PERFORMANCE EVALUATION OF PARALLEL SYSTEMS BY USING UNBOUNDED GENERALIZED STOCHASTIC PETRI NETS

This paper presents methods of calculating efficiently the performance measures of parallel systems by using unbounded generalized stochastic Petri nets. One of the main limitations of the use of Petri nets for modeling and evaluating the performance of complex parallel systems is the explosion in the number of states to be analyzed. This is what occurs when unbounded places appear in the model. The state space of such nets is infinite, but it is possible to take advantage of the natural symmetries of the system to aggregate the states of the net and construct a finite graph of lumped states which can easily be analyzed.

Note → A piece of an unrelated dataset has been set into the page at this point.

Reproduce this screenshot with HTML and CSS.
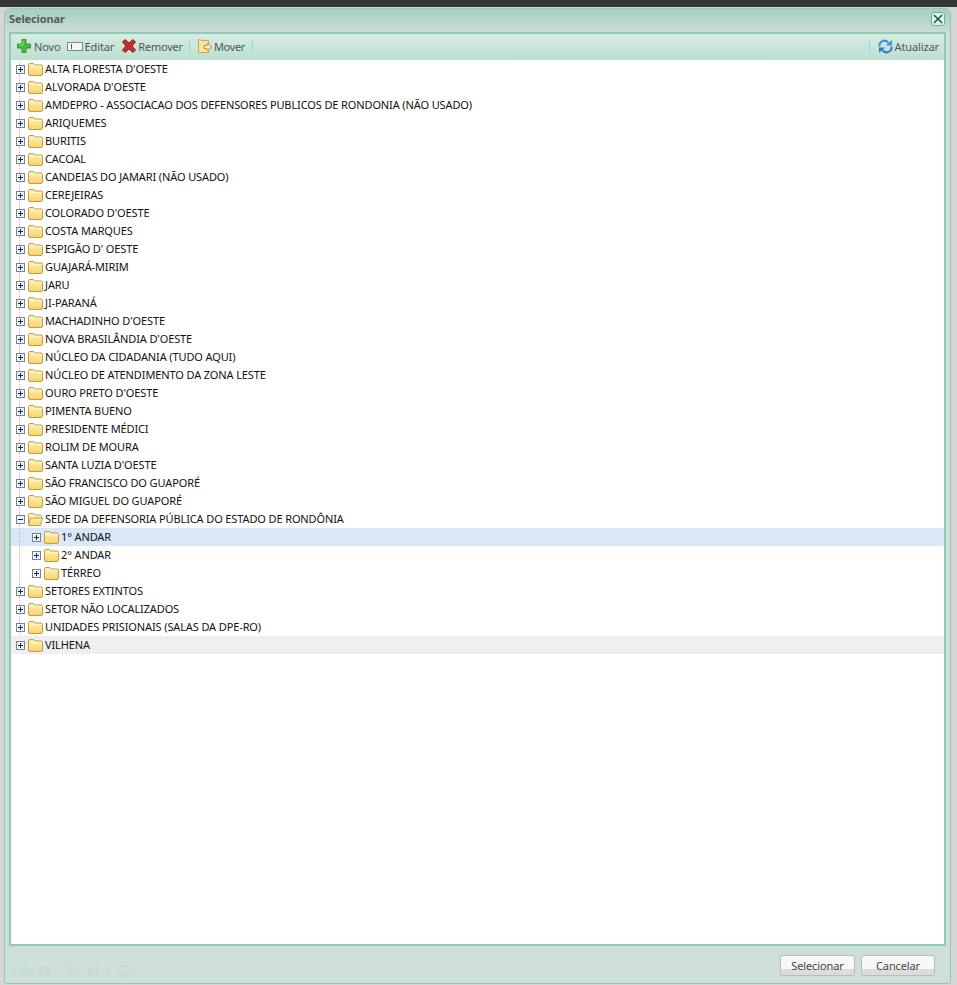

With the methods developed in this paper, the unbounded places introduce a complexity similar to that of safe places of the net. These methods can be used to evaluate models of open parallel systems in which unbounded places appear; systems which are k-bounded but are complex and have large values of k can also be evaluated in an approximate way by means of simpler unbounded models. From the steady-state solution of the model, it is possible to obtain automatically the performance measures of parallel systems represented by this type of nets, such as the time devoted to the execution of each task, the time during which each processor of the system is operating or the memory necessary for the execution of a job in a multiprocessor architecture.